Al comma 2 dispone poi che “in ogni caso” è consentito utilizzare il lavoro intermittente con lavoratori che, al momento dell’assunzione abbiano meno di 25 anni, o con soggetti che abbiano più di 55 anni.
L’utilizzo da parte del legislatore dell’espressione “in ogni caso” deve essere interpretato letteralmente come “in qualunque caso”, “qualunque sia l’esigenza”.
Ciò sta a significare che, con i soggetti con meno di 25 e più di 55 anni di età, può sempre essere stipulato un contratto intermittente anche a prescindere dal ricorrere delle esigenze di cui al comma 1. In altre parole, il legislatore ha espressamente disciplinato una potestà riservata al datore di lavoro nell’assunzione con contratto intermittente di tale categoria di lavoratori e ciò risulterebbe confermato anche dal fatto che l’espressione “in ogni caso” è preceduta dal verbo ausiliare “può”.
Ad ulteriore sostegno della correttezza di tale esegesi la Corte ha poi sottolineato che l’art. 15 del D.Lgs. n. 81/2015, quando enuclea i requisiti di forma del contratto di lavoro intermittente, prevede, tra i vari elementi, “durata e ipotesi, oggettivo o soggettive, che consentono la stipulazione del contratto”, facendo palese riferimento, con l’utilizzo della congiunzione “o”, all’esistenza di due diverse e distinte ipotesi di ricorso a tale tipologia contrattuale.

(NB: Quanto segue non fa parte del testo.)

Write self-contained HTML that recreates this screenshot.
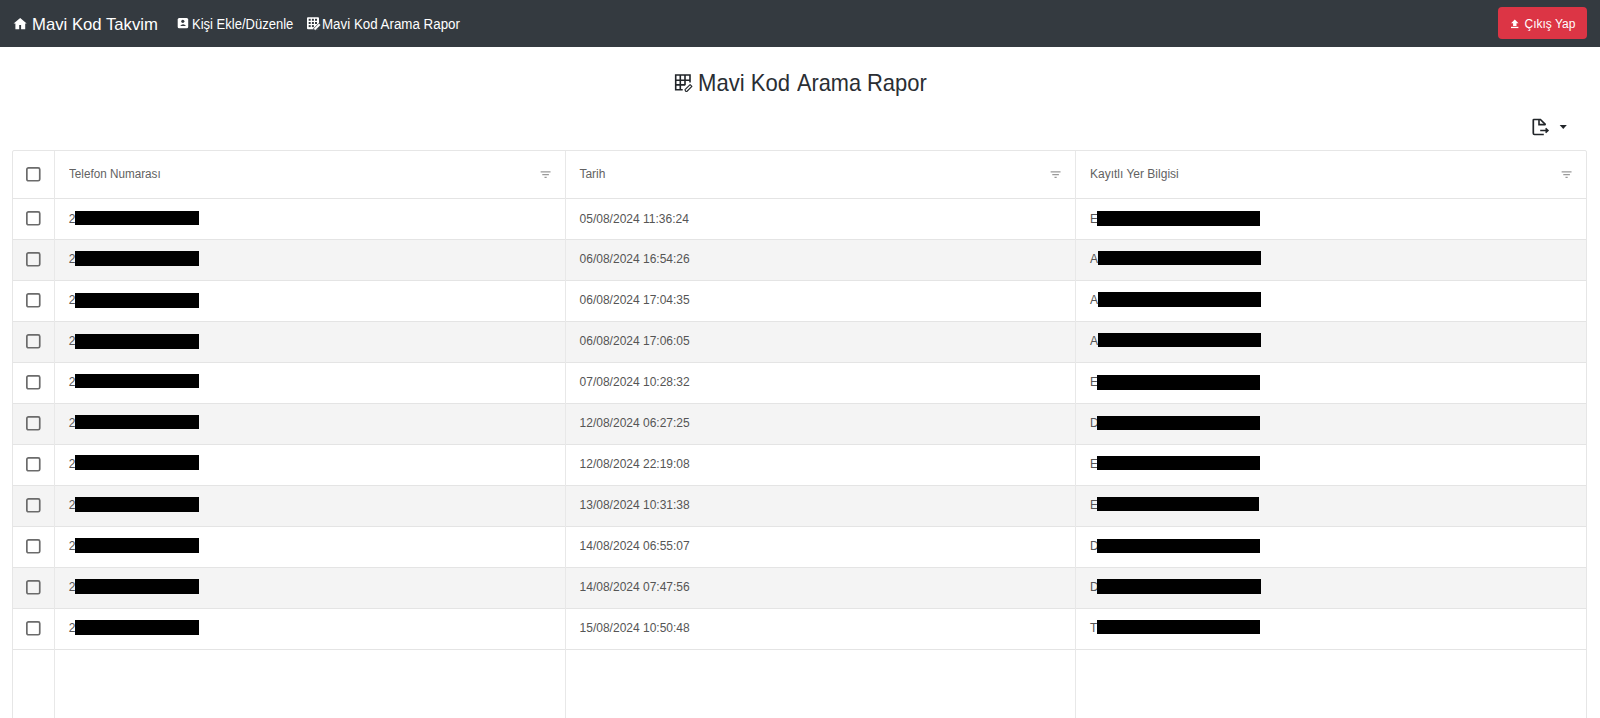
<!DOCTYPE html>
<html><head><meta charset="utf-8">
<style>
html,body{margin:0;padding:0;width:1600px;height:718px;overflow:hidden;background:#fff;font-family:"Liberation Sans",sans-serif;}
.a{position:absolute;white-space:nowrap;}
#nav{position:absolute;left:0;top:0;width:1600px;height:46.8px;background:#343a40;}
.t{position:absolute;white-space:nowrap;line-height:1;transform-origin:0 0;}
.btn{position:absolute;left:1498.2px;top:7px;width:88.5px;height:32px;background:#dc3545;border-radius:4px;}
#grid{position:absolute;left:12px;top:150px;width:1575px;height:600px;border:1px solid #e6e6e6;box-sizing:border-box;border-radius:2px;}
.vl{position:absolute;top:151px;width:1px;height:567px;background:#e8e8e8;}
.hl{position:absolute;left:13px;width:1573px;height:1px;background:#e4e4e4;}
.row{position:absolute;left:13px;width:1573px;height:40px;}
.g{background:#f4f4f4;}
.cb{position:absolute;left:26px;width:15px;height:15px;box-sizing:border-box;border:2px solid #6e6e6e;border-radius:2px;}
.hd{font-size:12px;color:#626262;}
.dt{font-size:12px;color:#555;}
.bar{position:absolute;background:#000;}
</style></head><body>
<div id="nav">
  <svg class="a" style="left:0;top:0" width="340" height="46">
    <!-- house -->
    <path d="M13.6 23.6 L20.2 17.9 L26.7 23.6 L25.2 23.6 L25.2 29.2 L21.1 29.2 L21.1 25.1 L19.2 25.1 L19.2 29.2 L15.4 29.2 L15.4 23.6 Z" fill="#fff"/>
    <!-- person card -->
    <rect x="177.7" y="18" width="10.5" height="10.2" rx="1.5" fill="#fff"/>
    <circle cx="182.8" cy="21.3" r="1.6" fill="#343a40"/>
    <path d="M180.1 26.1 Q183.1 22.4 186.1 26.1 Z" fill="#343a40"/>
    <!-- grid icon -->
    <rect x="307" y="17.2" width="12" height="12" rx="1" fill="#fff"/>
    <g fill="#343a40">
      <rect x="308.7" y="18.8" width="2" height="2"/><rect x="311.9" y="18.8" width="2" height="2"/><rect x="315" y="18.8" width="2" height="2"/>
      <rect x="308.7" y="22" width="2" height="2"/><rect x="311.9" y="22" width="2" height="2"/><rect x="315" y="22" width="2" height="2"/>
      <rect x="308.7" y="25.1" width="2" height="2"/><rect x="311.9" y="25.1" width="2" height="2"/>
      <path d="M313.2 28.6 L319.6 22.2 L321 23.6 L321 29.6 L313.2 29.6 Z"/>
    </g>
    <path d="M314.6 29.3 L315.4 29.8 L320.2 25 L319 23.8 L314.2 28.6 Z" fill="#fff" stroke="#fff" stroke-width="0.6" stroke-linejoin="round"/>
  </svg>
  <div class="t" style="left:32.2px;top:15.7px;font-size:17px;color:#fff;transform:scaleX(0.982)">Mavi Kod Takvim</div>
  <div class="t" style="left:192.2px;top:16.9px;font-size:14px;color:#fff;transform:scaleX(0.930)">Kişi Ekle/Düzenle</div>
  <div class="t" style="left:322.2px;top:16.9px;font-size:14px;color:#fff;transform:scaleX(0.953)">Mavi Kod Arama Rapor</div>
  <div class="btn"></div>
  <svg class="a" style="left:1505px;top:15px" width="20" height="16">
    <path d="M9.8 4.5 L13.5 8.3 L11.5 8.3 L11.5 11 L8.1 11 L8.1 8.3 L6.1 8.3 Z" fill="#fff"/>
    <rect x="6" y="11.8" width="7.4" height="1.3" fill="#fff"/>
  </svg>
  <div class="t" style="left:1524.5px;top:17.7px;font-size:12px;color:#fff;">Çıkış Yap</div>
</div>

<!-- title -->
<svg class="a" style="left:670px;top:70px" width="26" height="26">
  <g fill="none" stroke="#212529" stroke-width="1.6">
    <path d="M20 12.5 L20 5 L5.7 5 L5.7 19.7 L12.7 19.7"/>
    <path d="M10.3 5 L10.3 19.7 M15 5 L15 15.2 M5.7 10.3 L20 10.3 M5.7 14.9 L15 14.9"/>
  </g>
  <path d="M15.6 21.2 L16.8 21.5 L21.9 16.4 L20.1 14.6 L15 19.7 Z" fill="none" stroke="#212529" stroke-width="1.1" stroke-linejoin="round"/>
</svg>
<div class="t" style="left:698.2px;top:70.9px;font-size:24px;color:#2a2e33;transform:scaleX(0.920)">Mavi Kod</div>
<div class="t" style="left:796.9px;top:70.9px;font-size:24px;color:#2a2e33;transform:scaleX(0.906)">Arama</div>
<div class="t" style="left:867.3px;top:70.9px;font-size:24px;color:#2a2e33;transform:scaleX(0.915)">Rapor</div>

<!-- export icon -->
<svg class="a" style="left:1525px;top:110px" width="50" height="30">
  <path d="M18.8 24.5 L9.5 24.5 Q8.3 24.5 8.3 23.3 L8.3 10.1 Q8.3 9.5 8.9 9.5 L15.4 9.5 L20 14.2 L20 15" fill="none" stroke="#212529" stroke-width="1.7"/>
  <path d="M14 9.5 L14 14.6 L20.5 14.6" fill="none" stroke="#212529" stroke-width="1.6"/>
  <path d="M15.2 20.5 L22.8 20.5 M20.6 18.4 L22.9 20.5 L20.6 22.6" fill="none" stroke="#212529" stroke-width="1.6"/>
  <path d="M34.7 15 L41.8 15 L38.25 19 Z" fill="#212529"/>
</svg>

<!-- grid -->
<div class="row g" style="top:240px"></div>
<div class="row g" style="top:322px"></div>
<div class="row g" style="top:404px"></div>
<div class="row g" style="top:486px"></div>
<div class="row g" style="top:568px"></div>
<div id="grid"></div>
<div class="hl" style="top:198px"></div>
<div class="hl" style="top:239px"></div>
<div class="hl" style="top:280px"></div>
<div class="hl" style="top:321px"></div>
<div class="hl" style="top:362px"></div>
<div class="hl" style="top:403px"></div>
<div class="hl" style="top:444px"></div>
<div class="hl" style="top:485px"></div>
<div class="hl" style="top:526px"></div>
<div class="hl" style="top:567px"></div>
<div class="hl" style="top:608px"></div>
<div class="hl" style="top:649px"></div>
<div class="vl" style="left:54px"></div>
<div class="vl" style="left:565px"></div>
<div class="vl" style="left:1075px"></div>
<svg class="a" style="left:26.1px;top:167.2px" width="16" height="16"><rect x="0.85" y="0.85" width="12.9" height="12.9" rx="1.6" fill="none" stroke="#6b6b6b" stroke-width="1.7"/></svg>
<div class="t hd" style="left:69px;top:167.7px;transform:scaleX(0.975)">Telefon Numarası</div>
<div class="t hd" style="left:579.4px;top:167.7px">Tarih</div>
<div class="t hd" style="left:1090px;top:167.7px">Kayıtlı Yer Bilgisi</div>
<svg class="a" style="left:538.6px;top:167.6px" width="13.2" height="13.2" viewBox="0 0 24 24"><path d="M10 18h4v-2h-4v2zM3 6v2h18V6H3zm3 7h12v-2H6v2z" fill="#9a9a9a"/></svg>
<svg class="a" style="left:1049.4px;top:167.6px" width="13.2" height="13.2" viewBox="0 0 24 24"><path d="M10 18h4v-2h-4v2zM3 6v2h18V6H3zm3 7h12v-2H6v2z" fill="#9a9a9a"/></svg>
<svg class="a" style="left:1560.4px;top:167.6px" width="13.2" height="13.2" viewBox="0 0 24 24"><path d="M10 18h4v-2h-4v2zM3 6v2h18V6H3zm3 7h12v-2H6v2z" fill="#9a9a9a"/></svg>
<svg class="a" style="left:26.1px;top:211.2px" width="16" height="16"><rect x="0.85" y="0.85" width="12.9" height="12.9" rx="1.6" fill="none" stroke="#6b6b6b" stroke-width="1.7"/></svg>
<div class="t dt" style="left:68.8px;top:212.54px">2</div>
<div class="bar" style="left:75px;top:211px;width:124px;height:14px"></div>
<div class="t dt" style="left:579.6px;top:212.54px">05/08/2024 11:36:24</div>
<div class="t dt" style="left:1090px;top:212.54px">E</div>
<div class="bar" style="left:1097px;top:210.8px;width:163px;height:14.8px"></div>
<svg class="a" style="left:26.1px;top:252.2px" width="16" height="16"><rect x="0.85" y="0.85" width="12.9" height="12.9" rx="1.6" fill="none" stroke="#6b6b6b" stroke-width="1.7"/></svg>
<div class="t dt" style="left:68.8px;top:253.47px">2</div>
<div class="bar" style="left:75px;top:251px;width:124px;height:14.5px"></div>
<div class="t dt" style="left:579.6px;top:253.47px">06/08/2024 16:54:26</div>
<div class="t dt" style="left:1090px;top:253.47px">A</div>
<div class="bar" style="left:1098px;top:250.6px;width:163px;height:14.7px"></div>
<svg class="a" style="left:26.1px;top:293.2px" width="16" height="16"><rect x="0.85" y="0.85" width="12.9" height="12.9" rx="1.6" fill="none" stroke="#6b6b6b" stroke-width="1.7"/></svg>
<div class="t dt" style="left:68.8px;top:294.40px">2</div>
<div class="bar" style="left:75px;top:293px;width:124px;height:14.6px"></div>
<div class="t dt" style="left:579.6px;top:294.40px">06/08/2024 17:04:35</div>
<div class="t dt" style="left:1090px;top:294.40px">A</div>
<div class="bar" style="left:1098px;top:292px;width:163px;height:15px"></div>
<svg class="a" style="left:26.1px;top:334.2px" width="16" height="16"><rect x="0.85" y="0.85" width="12.9" height="12.9" rx="1.6" fill="none" stroke="#6b6b6b" stroke-width="1.7"/></svg>
<div class="t dt" style="left:68.8px;top:335.33px">2</div>
<div class="bar" style="left:75px;top:334px;width:124px;height:14.7px"></div>
<div class="t dt" style="left:579.6px;top:335.33px">06/08/2024 17:06:05</div>
<div class="t dt" style="left:1090px;top:335.33px">A</div>
<div class="bar" style="left:1098px;top:332.8px;width:163px;height:14.7px"></div>
<svg class="a" style="left:26.1px;top:375.2px" width="16" height="16"><rect x="0.85" y="0.85" width="12.9" height="12.9" rx="1.6" fill="none" stroke="#6b6b6b" stroke-width="1.7"/></svg>
<div class="t dt" style="left:68.8px;top:376.26px">2</div>
<div class="bar" style="left:75px;top:374px;width:124px;height:14px"></div>
<div class="t dt" style="left:579.6px;top:376.26px">07/08/2024 10:28:32</div>
<div class="t dt" style="left:1090px;top:376.26px">E</div>
<div class="bar" style="left:1097px;top:374.6px;width:163px;height:15px"></div>
<svg class="a" style="left:26.1px;top:416.2px" width="16" height="16"><rect x="0.85" y="0.85" width="12.9" height="12.9" rx="1.6" fill="none" stroke="#6b6b6b" stroke-width="1.7"/></svg>
<div class="t dt" style="left:68.8px;top:417.19px">2</div>
<div class="bar" style="left:75px;top:414.8px;width:124px;height:14.6px"></div>
<div class="t dt" style="left:579.6px;top:417.19px">12/08/2024 06:27:25</div>
<div class="t dt" style="left:1090px;top:417.19px">D</div>
<div class="bar" style="left:1097.4px;top:415.6px;width:163.0px;height:14px"></div>
<svg class="a" style="left:26.1px;top:457.2px" width="16" height="16"><rect x="0.85" y="0.85" width="12.9" height="12.9" rx="1.6" fill="none" stroke="#6b6b6b" stroke-width="1.7"/></svg>
<div class="t dt" style="left:68.8px;top:458.12px">2</div>
<div class="bar" style="left:75px;top:455px;width:124px;height:14.6px"></div>
<div class="t dt" style="left:579.6px;top:458.12px">12/08/2024 22:19:08</div>
<div class="t dt" style="left:1090px;top:458.12px">E</div>
<div class="bar" style="left:1097.4px;top:455.6px;width:163.0px;height:14.6px"></div>
<svg class="a" style="left:26.1px;top:498.2px" width="16" height="16"><rect x="0.85" y="0.85" width="12.9" height="12.9" rx="1.6" fill="none" stroke="#6b6b6b" stroke-width="1.7"/></svg>
<div class="t dt" style="left:68.8px;top:499.05px">2</div>
<div class="bar" style="left:75px;top:497px;width:124px;height:15px"></div>
<div class="t dt" style="left:579.6px;top:499.05px">13/08/2024 10:31:38</div>
<div class="t dt" style="left:1090px;top:499.05px">E</div>
<div class="bar" style="left:1096.8px;top:496.8px;width:162.5px;height:14.6px"></div>
<svg class="a" style="left:26.1px;top:539.2px" width="16" height="16"><rect x="0.85" y="0.85" width="12.9" height="12.9" rx="1.6" fill="none" stroke="#6b6b6b" stroke-width="1.7"/></svg>
<div class="t dt" style="left:68.8px;top:539.98px">2</div>
<div class="bar" style="left:75px;top:538px;width:124px;height:14.6px"></div>
<div class="t dt" style="left:579.6px;top:539.98px">14/08/2024 06:55:07</div>
<div class="t dt" style="left:1090px;top:539.98px">D</div>
<div class="bar" style="left:1097.4px;top:538.5px;width:163.0px;height:14.7px"></div>
<svg class="a" style="left:26.1px;top:580.2px" width="16" height="16"><rect x="0.85" y="0.85" width="12.9" height="12.9" rx="1.6" fill="none" stroke="#6b6b6b" stroke-width="1.7"/></svg>
<div class="t dt" style="left:68.8px;top:580.91px">2</div>
<div class="bar" style="left:75px;top:579px;width:124px;height:14.8px"></div>
<div class="t dt" style="left:579.6px;top:580.91px">14/08/2024 07:47:56</div>
<div class="t dt" style="left:1090px;top:580.91px">D</div>
<div class="bar" style="left:1097.4px;top:579.3px;width:163.5999999999999px;height:14.6px"></div>
<svg class="a" style="left:26.1px;top:621.2px" width="16" height="16"><rect x="0.85" y="0.85" width="12.9" height="12.9" rx="1.6" fill="none" stroke="#6b6b6b" stroke-width="1.7"/></svg>
<div class="t dt" style="left:68.8px;top:621.84px">2</div>
<div class="bar" style="left:75px;top:620px;width:124px;height:14.5px"></div>
<div class="t dt" style="left:579.6px;top:621.84px">15/08/2024 10:50:48</div>
<div class="t dt" style="left:1090px;top:621.84px">T</div>
<div class="bar" style="left:1097.4px;top:620px;width:163.0px;height:14.3px"></div>
</body></html>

D’altronde, una diversa ed opposta interpretazione della norma si porrebbe in contrasto non solo con una corretta esegesi del dato letterale, ma anche con la ratio e con le finalità sottese all’introduzione dell’istituto del contratto di lavoro intermittente a-causale da intendersi quale strumento di flessibilità dedicato proprio a figure che, in ragione dell’età, potrebbero avere un difficile, o comunque svantaggiato, accesso al mondo del lavoro.
In definitiva, dunque, la disposizione di cui all’art. 13 del D.lgs. 81/2015, con il primo ed il secondo comma, detta chiaramente, senza che siano ammissibili diverse interpretazioni, due disgiunti presupposti per il ricorso al lavoro intermittente:
– da una parte, “in ogni caso” con i lavoratori in possesso del (solo) requisito soggettivo d’età;
– dall’altra, con i lavoratori sprovvisti di detto requisito, al cospetto del requisito oggettivo dettato dai CCNL o, in assenza, dalle disposizioni ministeriali.
Si deve rilevare che la stessa Corte di Cassazione, in una statuizione precedente (cfr. sentenza n. 28345/2020) ha sostenuto che il requisito anagrafico debba concorrere con le altre condizioni di natura oggettiva.
La pronuncia oggi in esame si pone in dichiarato contrasto con il precedente orientamento e denuncia lo stesso definendolo “un mero obiter dictum, non approfondito in quella sede in quanto non ha inciso nella decisione della controversia”.
Nonostante la chiarezza dell’interpretazione fornita dalla Corte, non può dunque escludersi che in futuro la questione torni a suscitare contrasti interni alla Giurisprudenza.